We only know little about Satya Nadella. Here are the most interesting facts:
- 22 years at Microsoft; 22 years married
- Led Microsoft’s Cloud and Enterprise and Server and Tools groups recently
- Holds a bachelor’s degree in electrical engineering, a master’s degree in computer science, and an MBA
Satya Nadella’s letter to Microsoft employees has some clues about the visions of the new CEO of the planet’s biggest software company. I must say, I like his style. Here are my favorite quotes:
I’ve asked Bill to devote additional time to the company . . . .
Our industry does not respect tradition—it only respects innovation.

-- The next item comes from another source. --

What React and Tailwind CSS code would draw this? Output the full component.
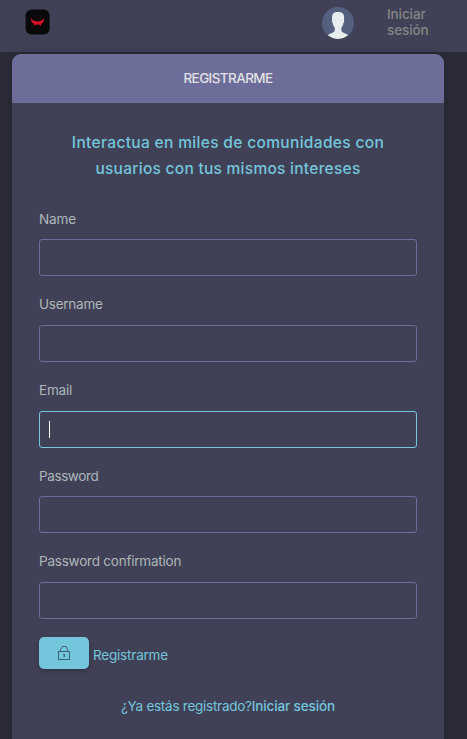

I fundamentally believe that if you are not learning new things, you stop doing great and useful things..
The opportunity ahead will require us to reimagine a lot of what we have done in the past for a mobile and cloud-first world, and do new things.
To paraphrase a quote from Oscar Wilde—we need to believe in the impossible and remove the improbable.
We sometimes underestimate what we each can do to make things happen and overestimate what others need to do to move us forward. We must change this.
(The emphases in the quotes are mine.)
This morning, a reporter on the BBC World News (I forget his name) said that “the markets” (in my words the international casinos) are disappointed because an outsider could have changed the company faster. I don’t think that change alone will do it. Microsoft needs to “do new things,” things that neither the competition nor the markets can anticipate. I believe that this can only be accomplished by a CEO who “believe[s] in the impossible.”
The focus on innovation also shines through Satya Nadella’s first interview as Microsoft CEO. However, what I like most about the interview is that they are walking.
So what do you think about Microsoft’s new CEO?